Brief: Check each line of the material below, and copy it if it holds the string "React".

Available data:

····················

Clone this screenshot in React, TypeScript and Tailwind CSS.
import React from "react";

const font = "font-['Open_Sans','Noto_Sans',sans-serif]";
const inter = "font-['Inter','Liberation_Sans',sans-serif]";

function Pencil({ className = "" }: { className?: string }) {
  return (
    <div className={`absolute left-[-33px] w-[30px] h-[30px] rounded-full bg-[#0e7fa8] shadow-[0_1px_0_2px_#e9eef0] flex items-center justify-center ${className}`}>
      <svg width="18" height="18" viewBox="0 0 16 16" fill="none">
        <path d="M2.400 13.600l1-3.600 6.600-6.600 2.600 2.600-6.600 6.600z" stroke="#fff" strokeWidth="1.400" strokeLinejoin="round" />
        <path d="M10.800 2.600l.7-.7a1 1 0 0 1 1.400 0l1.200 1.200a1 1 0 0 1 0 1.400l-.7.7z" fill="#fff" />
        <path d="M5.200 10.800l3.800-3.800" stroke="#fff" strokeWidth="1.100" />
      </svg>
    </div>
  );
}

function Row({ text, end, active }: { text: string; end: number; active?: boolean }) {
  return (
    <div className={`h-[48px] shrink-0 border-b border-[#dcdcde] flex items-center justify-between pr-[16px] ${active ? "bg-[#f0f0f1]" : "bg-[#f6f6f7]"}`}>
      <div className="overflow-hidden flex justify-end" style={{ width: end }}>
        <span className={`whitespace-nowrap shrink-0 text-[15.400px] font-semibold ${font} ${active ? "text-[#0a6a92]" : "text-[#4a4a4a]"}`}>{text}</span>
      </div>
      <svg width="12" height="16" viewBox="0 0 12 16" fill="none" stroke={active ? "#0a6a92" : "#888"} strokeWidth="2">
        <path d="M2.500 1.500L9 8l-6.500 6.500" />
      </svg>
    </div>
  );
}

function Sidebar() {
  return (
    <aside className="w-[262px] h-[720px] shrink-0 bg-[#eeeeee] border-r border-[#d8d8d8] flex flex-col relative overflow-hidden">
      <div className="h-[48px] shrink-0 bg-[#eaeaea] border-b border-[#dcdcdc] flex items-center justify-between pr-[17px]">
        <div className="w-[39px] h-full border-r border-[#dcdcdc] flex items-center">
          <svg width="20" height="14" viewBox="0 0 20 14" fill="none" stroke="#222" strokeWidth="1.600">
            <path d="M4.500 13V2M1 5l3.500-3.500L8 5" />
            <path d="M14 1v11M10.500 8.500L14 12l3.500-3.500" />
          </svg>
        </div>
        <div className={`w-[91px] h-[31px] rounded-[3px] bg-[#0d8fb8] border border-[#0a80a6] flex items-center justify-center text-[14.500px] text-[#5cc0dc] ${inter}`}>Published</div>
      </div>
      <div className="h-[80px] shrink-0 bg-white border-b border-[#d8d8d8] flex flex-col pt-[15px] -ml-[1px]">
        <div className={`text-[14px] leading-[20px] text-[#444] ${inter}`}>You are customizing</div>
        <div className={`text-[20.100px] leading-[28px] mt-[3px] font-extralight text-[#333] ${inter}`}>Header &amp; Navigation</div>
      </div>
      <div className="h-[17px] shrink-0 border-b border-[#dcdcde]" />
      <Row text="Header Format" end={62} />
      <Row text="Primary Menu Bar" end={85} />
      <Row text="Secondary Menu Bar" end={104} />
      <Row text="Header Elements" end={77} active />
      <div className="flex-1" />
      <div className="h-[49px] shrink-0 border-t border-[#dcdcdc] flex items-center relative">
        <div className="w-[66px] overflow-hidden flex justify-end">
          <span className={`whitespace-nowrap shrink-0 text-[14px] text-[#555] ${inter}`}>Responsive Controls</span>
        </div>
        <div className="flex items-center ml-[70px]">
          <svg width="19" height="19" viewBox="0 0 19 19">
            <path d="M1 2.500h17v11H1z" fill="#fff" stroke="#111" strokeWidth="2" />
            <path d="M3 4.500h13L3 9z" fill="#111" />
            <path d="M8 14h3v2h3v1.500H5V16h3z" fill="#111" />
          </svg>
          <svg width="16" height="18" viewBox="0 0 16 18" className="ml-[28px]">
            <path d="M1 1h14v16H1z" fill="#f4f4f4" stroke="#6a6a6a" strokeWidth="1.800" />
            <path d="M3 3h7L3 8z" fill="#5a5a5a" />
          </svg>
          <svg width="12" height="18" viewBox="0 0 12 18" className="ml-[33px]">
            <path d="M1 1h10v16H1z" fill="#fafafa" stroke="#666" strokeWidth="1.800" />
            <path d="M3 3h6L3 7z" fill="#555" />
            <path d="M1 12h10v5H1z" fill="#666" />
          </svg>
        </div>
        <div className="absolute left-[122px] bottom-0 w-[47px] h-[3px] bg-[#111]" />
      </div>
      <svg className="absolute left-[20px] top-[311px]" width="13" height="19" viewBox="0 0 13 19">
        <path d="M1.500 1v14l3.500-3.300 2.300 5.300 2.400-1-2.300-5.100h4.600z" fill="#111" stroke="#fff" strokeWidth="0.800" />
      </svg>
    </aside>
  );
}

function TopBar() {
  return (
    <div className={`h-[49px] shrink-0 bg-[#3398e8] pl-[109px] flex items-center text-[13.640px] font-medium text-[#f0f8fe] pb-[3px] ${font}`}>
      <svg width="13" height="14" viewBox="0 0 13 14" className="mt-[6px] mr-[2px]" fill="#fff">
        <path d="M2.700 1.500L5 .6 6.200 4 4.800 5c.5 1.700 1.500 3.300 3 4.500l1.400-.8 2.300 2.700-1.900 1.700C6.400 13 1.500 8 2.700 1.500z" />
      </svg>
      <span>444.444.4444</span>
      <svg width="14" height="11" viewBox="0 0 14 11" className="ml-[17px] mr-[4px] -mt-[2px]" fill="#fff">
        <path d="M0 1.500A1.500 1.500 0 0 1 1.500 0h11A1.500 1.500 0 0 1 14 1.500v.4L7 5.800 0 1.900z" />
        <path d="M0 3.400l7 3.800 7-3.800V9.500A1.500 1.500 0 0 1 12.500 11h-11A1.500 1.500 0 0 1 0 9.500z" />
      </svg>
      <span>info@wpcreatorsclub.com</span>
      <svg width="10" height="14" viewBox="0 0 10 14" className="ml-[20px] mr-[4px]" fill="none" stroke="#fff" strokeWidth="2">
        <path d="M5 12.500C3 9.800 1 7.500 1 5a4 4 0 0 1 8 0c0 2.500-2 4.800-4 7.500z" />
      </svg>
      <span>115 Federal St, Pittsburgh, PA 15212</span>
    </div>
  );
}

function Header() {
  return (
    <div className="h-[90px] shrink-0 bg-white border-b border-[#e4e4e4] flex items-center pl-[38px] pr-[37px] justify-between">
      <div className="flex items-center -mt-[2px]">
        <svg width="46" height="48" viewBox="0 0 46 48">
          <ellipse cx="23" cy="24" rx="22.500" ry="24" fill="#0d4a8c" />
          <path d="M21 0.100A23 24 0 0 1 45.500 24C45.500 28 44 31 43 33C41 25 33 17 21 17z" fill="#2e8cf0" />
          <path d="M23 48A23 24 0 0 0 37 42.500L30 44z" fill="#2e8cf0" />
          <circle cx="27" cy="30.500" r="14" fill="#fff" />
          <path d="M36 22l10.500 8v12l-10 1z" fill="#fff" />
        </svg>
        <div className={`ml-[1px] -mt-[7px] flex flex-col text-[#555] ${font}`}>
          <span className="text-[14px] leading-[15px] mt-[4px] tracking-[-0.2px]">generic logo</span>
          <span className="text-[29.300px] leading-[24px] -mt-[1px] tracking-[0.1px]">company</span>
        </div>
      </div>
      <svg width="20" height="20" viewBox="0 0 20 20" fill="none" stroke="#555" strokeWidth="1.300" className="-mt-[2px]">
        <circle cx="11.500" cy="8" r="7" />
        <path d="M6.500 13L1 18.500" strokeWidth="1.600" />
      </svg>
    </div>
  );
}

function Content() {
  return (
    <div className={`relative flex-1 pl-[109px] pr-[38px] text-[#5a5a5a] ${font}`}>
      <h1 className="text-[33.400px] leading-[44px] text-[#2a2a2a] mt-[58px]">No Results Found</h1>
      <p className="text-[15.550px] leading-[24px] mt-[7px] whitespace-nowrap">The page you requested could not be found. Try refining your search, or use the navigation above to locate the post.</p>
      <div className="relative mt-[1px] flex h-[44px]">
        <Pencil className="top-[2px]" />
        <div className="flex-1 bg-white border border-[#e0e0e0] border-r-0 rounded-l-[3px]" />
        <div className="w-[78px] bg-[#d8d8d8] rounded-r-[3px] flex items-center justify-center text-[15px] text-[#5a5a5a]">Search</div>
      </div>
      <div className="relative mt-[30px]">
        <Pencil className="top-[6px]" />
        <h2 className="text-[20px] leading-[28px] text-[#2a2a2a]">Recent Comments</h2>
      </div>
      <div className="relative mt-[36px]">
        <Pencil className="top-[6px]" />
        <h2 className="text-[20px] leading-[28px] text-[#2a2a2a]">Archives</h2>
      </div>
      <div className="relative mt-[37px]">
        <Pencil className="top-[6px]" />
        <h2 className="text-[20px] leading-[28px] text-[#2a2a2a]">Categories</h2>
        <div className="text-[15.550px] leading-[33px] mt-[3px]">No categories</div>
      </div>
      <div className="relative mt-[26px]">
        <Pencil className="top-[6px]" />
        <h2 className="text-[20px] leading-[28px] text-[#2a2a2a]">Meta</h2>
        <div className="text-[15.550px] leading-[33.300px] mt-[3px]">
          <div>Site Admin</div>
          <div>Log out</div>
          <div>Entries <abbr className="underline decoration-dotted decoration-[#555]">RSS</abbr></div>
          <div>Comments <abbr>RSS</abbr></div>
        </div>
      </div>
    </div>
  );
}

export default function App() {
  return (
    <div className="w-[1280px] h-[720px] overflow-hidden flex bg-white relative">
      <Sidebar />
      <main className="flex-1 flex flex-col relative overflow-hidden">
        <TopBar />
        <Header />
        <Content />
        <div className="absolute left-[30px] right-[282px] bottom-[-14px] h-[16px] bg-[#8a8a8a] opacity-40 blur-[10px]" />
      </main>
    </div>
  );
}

····················

Solution:
Clone this screenshot in React, TypeScript and Tailwind CSS.
import React from "react";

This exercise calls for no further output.